Let us say that we have a turing machine which accepts an encoding of another turing machine as input and always prints out a 0 before its last move if the input halts or a 1 before its last move if the input doesn't halt, and never spends an infinite amount of time thinking about it.

We can then construct a turing machine which spits out an encoding of itself, calculates whether that machine will halt, and then does the opposite. The spitting out is based on the standard quine trick - the program contains a blueprint of itself, with a special notation where the blueprint goes saying 'blueprint goes here', it then follows the blueprint exactly and spits out a copy of the blueprint where the notation goes.

Clearly, this machine leads to a contradiction.
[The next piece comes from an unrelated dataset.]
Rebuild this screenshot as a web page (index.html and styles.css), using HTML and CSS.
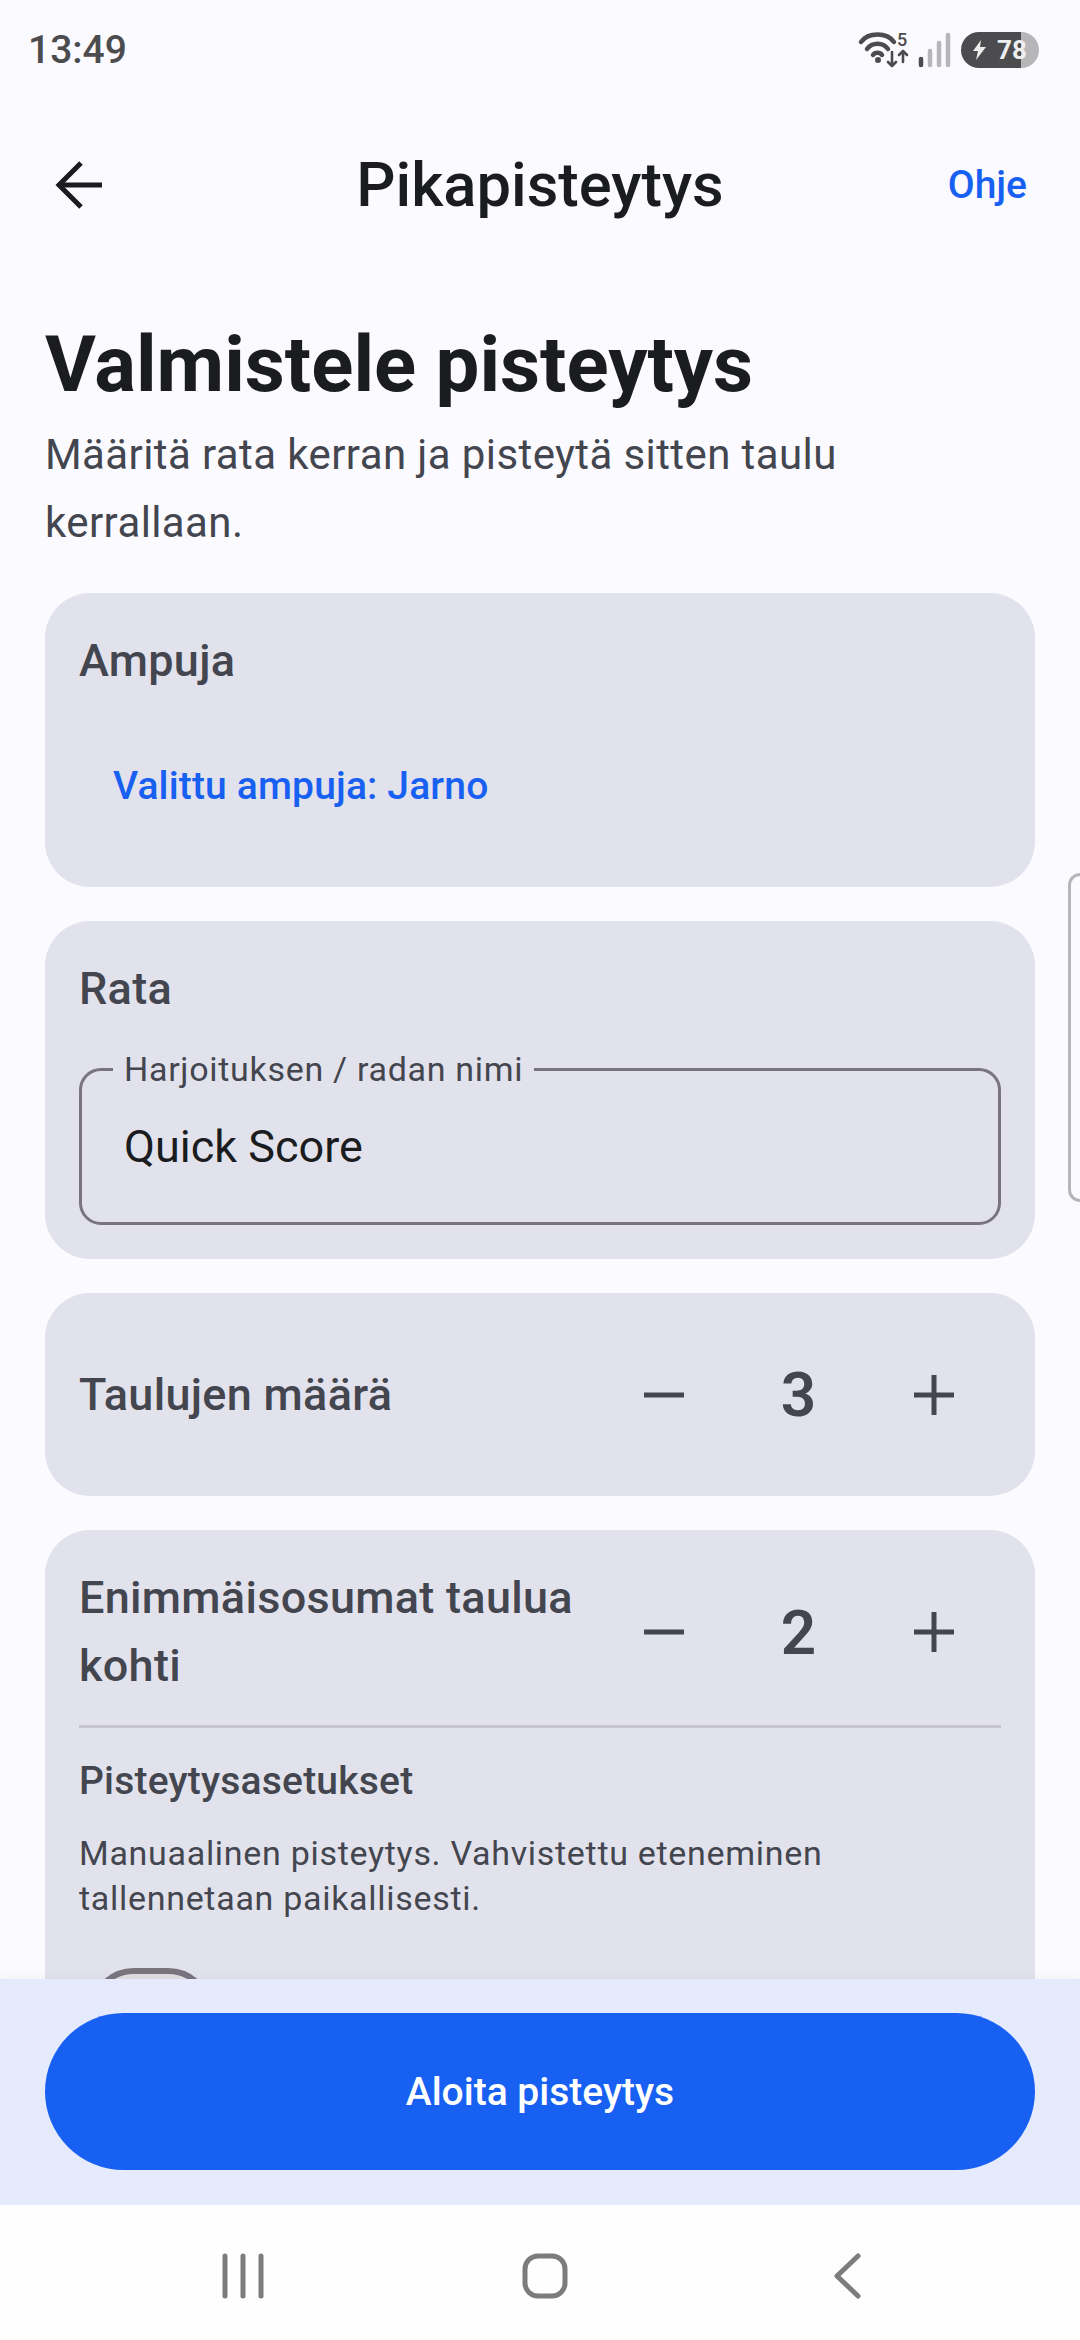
FILE: index.html
```html
<!DOCTYPE html>
<html lang="fi">
<head>
  <meta charset="UTF-8" />
  <meta name="viewport" content="width=device-width, initial-scale=1" />
  <title>Pikapisteytys</title>
  <link rel="stylesheet" href="styles.css">
</head>
<body>

<div class="status-bar">
  <span class="status-time">13:49</span>
  <div class="status-icons">
    <svg class="icon-wifi" width="58" height="42" viewBox="0 0 58 42">
      <g fill="none" stroke="#4c4c4e" stroke-width="4.5" stroke-linecap="round">
        <path d="M6 13 C13 3 32 3 39 13" />
        <path d="M12 20 C17 13 28 13 33 20" />
        <path d="M18 26 C20 23 25 23 27 26" />
      </g>
      <circle cx="23" cy="31" r="3" fill="#4c4c4e" />
      <text x="42" y="17" class="wifi-num">5</text>
      <g fill="none" stroke="#4c4c4e" stroke-width="2.6" stroke-linecap="round" stroke-linejoin="round">
        <path d="M37 23 V37 M33 33 L37 37 L41 33" />
        <path d="M48 33 V22 M44 26 L48 22 L52 26" />
      </g>
    </svg>
    <svg class="icon-signal" width="33" height="36" viewBox="0 0 33 36">
      <g stroke-width="4.5" stroke-linecap="round">
        <path d="M3 27 V33" stroke="#4c4c4e" />
        <path d="M12 19 V33" stroke="#b6b6b8" />
        <path d="M21 11 V33" stroke="#b6b6b8" />
        <path d="M30 3 V33" stroke="#b6b6b8" />
      </g>
    </svg>
    <div class="battery">
      <svg width="15" height="20" viewBox="0 0 15 20"><path d="M9 0 L1 11 H6 L4 20 L14 7 H8 Z" fill="#eee" /></svg>
      <span>78</span>
    </div>
  </div>
</div>

<header class="top-bar">
  <button class="back-btn" aria-label="Takaisin">
    <svg width="48" height="48" viewBox="0 0 48 48" fill="none" stroke="#1a1c20" stroke-width="5">
      <path d="M47 24 H4" />
      <path d="M26 2 L4 24 L26 46" />
    </svg>
  </button>
  <h1 class="top-title">Pikapisteytys</h1>
  <a class="help-link">Ohje</a>
</header>

<main class="content">
  <h2 class="page-title">Valmistele pisteytys</h2>
  <p class="page-sub">Määritä rata kerran ja pisteytä sitten taulu kerrallaan.</p>

  <section class="card">
    <h3 class="card-title">Ampuja</h3>
    <button class="text-btn">Valittu ampuja: Jarno</button>
  </section>

  <section class="card">
    <h3 class="card-title">Rata</h3>
    <div class="field">
      <label class="field-label">Harjoituksen / radan nimi</label>
      <span class="field-value">Quick Score</span>
    </div>
  </section>

  <section class="card">
    <div class="step-row">
      <h3 class="card-title">Taulujen määrä</h3>
      <div class="stepper">
        <button class="step-btn" aria-label="Vähennä">
          <svg width="40" height="40" viewBox="0 0 40 40"><path d="M0 20 H40" stroke="#44464f" stroke-width="5" /></svg>
        </button>
        <span class="step-value">3</span>
        <button class="step-btn" aria-label="Lisää">
          <svg width="40" height="40" viewBox="0 0 40 40"><path d="M0 20 H40 M20 0 V40" stroke="#44464f" stroke-width="5" /></svg>
        </button>
      </div>
    </div>
  </section>

  <section class="card">
    <div class="step-row">
      <h3 class="card-title">Enimmäisosumat taulua kohti</h3>
      <div class="stepper">
        <button class="step-btn" aria-label="Vähennä">
          <svg width="40" height="40" viewBox="0 0 40 40"><path d="M0 20 H40" stroke="#44464f" stroke-width="5" /></svg>
        </button>
        <span class="step-value">2</span>
        <button class="step-btn" aria-label="Lisää">
          <svg width="40" height="40" viewBox="0 0 40 40"><path d="M0 20 H40 M20 0 V40" stroke="#44464f" stroke-width="5" /></svg>
        </button>
      </div>
    </div>
    <hr class="divider" />
    <h4 class="sub-title">Pisteytysasetukset</h4>
    <p class="sub-text">Manuaalinen pisteytys. Vahvistettu eteneminen tallennetaan paikallisesti.</p>
    <div class="switch"></div>
  </section>
</main>

<div class="scroll-tab"></div>

<footer class="action-bar">
  <button class="start-btn">Aloita pisteytys</button>
</footer>

<nav class="nav-bar">
  <svg width="44" height="46" viewBox="0 0 44 46" stroke="#7c7c7c" stroke-width="5" stroke-linecap="round" fill="none">
    <path d="M4 3 V43 M22 3 V43 M40 3 V43" />
  </svg>
  <svg width="46" height="46" viewBox="0 0 46 46" fill="none">
    <rect x="3" y="3" width="40" height="40" rx="13" stroke="#7c7c7c" stroke-width="5" />
  </svg>
  <svg width="28" height="46" viewBox="0 0 28 46" stroke="#7c7c7c" stroke-width="5" stroke-linecap="round" stroke-linejoin="round" fill="none">
    <path d="M25 3 L4 23 L25 43" />
  </svg>
</nav>

</body>
</html>
```

FILE: styles.css
```css
* {
  box-sizing: border-box;
}
html, body {
  margin: 0;
  height: 100%;
}
body {
  width: 1080px;
  height: 2340px;
  display: flex;
  flex-direction: column;
  position: relative;
  overflow: hidden;
  font-family: Roboto, 'Noto Sans', sans-serif;
  background: #fbfaff;
  color: #1a1c20;
}
button {
  font-family: inherit;
  background: none;
  border: none;
  padding: 0;
}

/* status bar */
.status-bar {
  height: 100px;
  flex: none;
  display: flex;
  justify-content: space-between;
  align-items: center;
  padding: 0 41px 0 28px;
}
.status-time {
  font-size: 39px;
  font-weight: 500;
  color: #4c4c4e;
}
.status-icons {
  display: flex;
  align-items: center;
  gap: 5px;
}
.wifi-num {
  font-family: Roboto, sans-serif;
  font-size: 18px;
  font-weight: 500;
  fill: #4c4c4e;
}
.battery {
  width: 78px;
  height: 36px;
  margin-left: 5px;
  border-radius: 18px;
  background: linear-gradient(90deg, #4c4c4e 77%, #b6b6b8 77%);
  display: flex;
  align-items: center;
  gap: 10px;
  padding-left: 11px;
  color: #eee;
  font-size: 26px;
  font-weight: 700;
}

/* top bar */
.top-bar {
  height: 130px;
  margin-top: 20px;
  flex: none;
  display: grid;
  grid-template-columns: 158px 1fr 158px;
  align-items: center;
}
.back-btn {
  display: flex;
  padding-left: 55px;
}
.top-title {
  margin: 0;
  text-align: center;
  font-size: 61.5px;
  font-weight: 500;
  color: #1a1c20;
}
.help-link {
  text-align: right;
  padding-right: 53px;
  font-size: 39px;
  font-weight: 500;
  color: #1760f2;
}

/* scrolling content */
.content {
  flex: 1;
  min-height: 0;
  overflow: hidden;
  padding: 59px 45px 0;
  display: flex;
  flex-direction: column;
  gap: 34px;
}
.page-title {
  margin: 0;
  font-size: 78px;
  line-height: 112px;
  font-weight: 700;
  color: #1a1c20;
}
.page-sub {
  margin: -34px 0 2px;
  font-size: 42px;
  line-height: 68px;
  letter-spacing: 0.4px;
  color: #44464f;
}
.card {
  flex: none;
  background: #e2e2ec;
  border-radius: 45px;
  padding: 34px;
}
.card-title {
  margin: 0;
  font-size: 45px;
  line-height: 68px;
  font-weight: 500;
  letter-spacing: 0.3px;
  color: #44464f;
}
.text-btn {
  display: block;
  height: 135px;
  margin-top: 23px;
  padding: 0 34px;
  font-size: 39px;
  font-weight: 500;
  letter-spacing: 0.15px;
  color: #1760f2;
}
.field {
  position: relative;
  margin-top: 45px;
  height: 157px;
  border: 3px solid #79747e;
  border-radius: 22px;
  display: flex;
  align-items: center;
  padding: 0 42px;
}
.field-label {
  position: absolute;
  left: 31px;
  top: -22px;
  padding: 0 11px;
  background: #e2e2ec;
  font-size: 34px;
  line-height: 40px;
  letter-spacing: 0.7px;
  color: #44464f;
}
.field-value {
  font-size: 45px;
  color: #1a1c20;
}
.step-row {
  display: flex;
  align-items: center;
  min-height: 135px;
}
.step-row .card-title {
  flex: 1;
  padding-right: 20px;
}
.stepper {
  flex: none;
  display: grid;
  grid-template-columns: repeat(3, 135px);
  align-items: center;
  justify-items: center;
}
.step-btn {
  display: flex;
}
.step-value {
  font-size: 62px;
  font-weight: 600;
  color: #44464f;
}
.divider {
  border: none;
  height: 3px;
  margin: 25px 0 0;
  background: #c6c5cf;
}
.sub-title {
  margin: 25px 0 0;
  font-size: 39px;
  line-height: 56px;
  font-weight: 500;
  letter-spacing: 0.2px;
  color: #44464f;
}
.sub-text {
  margin: 22px 0 0;
  font-size: 34px;
  line-height: 45px;
  letter-spacing: 0.7px;
  color: #44464f;
}
.switch {
  width: 124px;
  height: 90px;
  margin-top: 47px;
  margin-left: 10px;
  border: 6px solid #79747e;
  border-radius: 45px;
  background: #e2dde2;
}

/* peek of the side panel handle */
.scroll-tab {
  position: absolute;
  top: 873px;
  right: -14px;
  width: 26px;
  height: 329px;
  border: 3px solid #b6b6b8;
  border-radius: 12px;
}

/* bottom */
.action-bar {
  flex: none;
  height: 226px;
  padding: 34px 45px 0;
  background: #e6eafd;
  position: relative;
  box-shadow: 0 -3px 10px rgba(0, 0, 0, 0.03);
}
.start-btn {
  display: block;
  width: 100%;
  height: 157px;
  border-radius: 79px;
  background: #1760f2;
  color: #fff;
  font-size: 39px;
  font-weight: 500;
}
.nav-bar {
  flex: none;
  height: 135px;
  background: #fefefe;
  display: grid;
  grid-template-columns: repeat(3, 302px);
  justify-content: center;
  align-items: center;
  justify-items: center;
  padding: 7px 0 0 10px;
}
```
Why there is such an obvious and easy to fix error as part of standard basic CS curriculum is beyond me.

No Mix and Matching

While I'm complaining about common errors, I'd like to point out something about log(n) multipliers in runtimes. There are basically two ways of calculating the runtime of an algorithm - the number gates required to construct it using a directed circuit, and the number of operations it requires on a realistic machine with parallel memory.

If you calculate runtime in the first way, you're perfectly justified in saying that adding two numbers on the scale of n takes log(n) time, but since many algorithms undergo a quadratic blow-up in size in this model due to the lack of parallel memory, it isn't applicable to many problems.

If you calculate runtime in the second way, you have no justification for saying that adding two numbers on the scale of n takes log(n) time unless you also take into account that simple memory retrieval technically takes log(n) time, which nobody does.

When calculating runtime, don't mix and match models - if you allow for constant-time memory retrieval, allow for constant-time addition of small numbers.